+++ Data for the task +++
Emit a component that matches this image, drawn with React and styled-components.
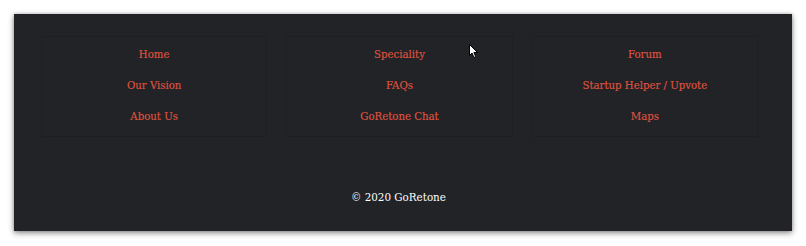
import React from 'react';
import styled, { createGlobalStyle } from 'styled-components';

const GlobalStyle = createGlobalStyle`
  body {
    margin: 0;
    background: #ffffff;
    font-family: "DejaVu Serif Condensed", "DejaVu Serif", "Liberation Serif", serif;
  }
`;

const Page = styled.div`
  padding: 14px 14px 15px 14px;
  position: relative;
`;

const Footer = styled.footer`
  background-color: #212327;
  height: 217px;
  box-sizing: border-box;
  padding: 22px 34px 0 27px;
  box-shadow: 0 2px 6px rgba(0, 0, 0, 0.45), 0 0 3px rgba(0, 0, 0, 0.2);
  display: flex;
  flex-direction: column;
  align-items: stretch;
`;

const Columns = styled.div`
  display: grid;
  grid-template-columns: repeat(3, 1fr);
  column-gap: 19px;
`;

const Card = styled.div`
  height: 101px;
  box-sizing: border-box;
  border: 1px solid #1d1f22;
  display: flex;
  flex-direction: column;
  align-items: center;
  padding-top: 2px;
`;

const NavLink = styled.a`
  color: #e0533f;
  font-size: 11.3px;
  line-height: 31px;
  text-decoration: none;
  -webkit-text-stroke: 0.12px #e0533f;
`;

const Copy = styled.div`
  color: #ffffff;
  font-size: 11.5px;
  text-align: center;
  margin-top: 53px;
  padding-right: 2px;
`;

const Cursor = styled.svg`
  position: absolute;
  left: 469px;
  top: 44px;
`;

const columns = [
  ['Home', 'Our Vision', 'About Us'],
  ['Speciality', 'FAQs', 'GoRetone Chat'],
  ['Forum', 'Startup Helper / Upvote', 'Maps'],
];

export default function App() {
  return (
    <>
      <GlobalStyle />
      <Page>
        <Footer>
          <Columns>
            {columns.map((links, i) => (
              <Card key={i}>
                {links.map((l) => (
                  <NavLink key={l} href="#">{l}</NavLink>
                ))}
              </Card>
            ))}
          </Columns>
          <Copy>© 2020 GoRetone</Copy>
        </Footer>
        <Cursor width="10" height="15" viewBox="0 0 10 15">
          <path d="M0.5 0.5 L0.5 11.5 L3 9 L5 13.5 L6.8 12.7 L4.9 8.5 L8.5 8.5 Z" fill="#fff" stroke="#000" strokeWidth="1" />
        </Cursor>
      </Page>
    </>
  );
}
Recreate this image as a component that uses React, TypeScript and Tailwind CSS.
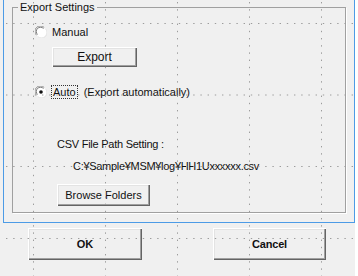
+++
Problem to work on |
Lines containing the word "image" must all be returned from the material above.

Answer to this exercise |
Emit a component that matches this image, drawn with React and styled-components.
Recreate this image as a component that uses React, TypeScript and Tailwind CSS.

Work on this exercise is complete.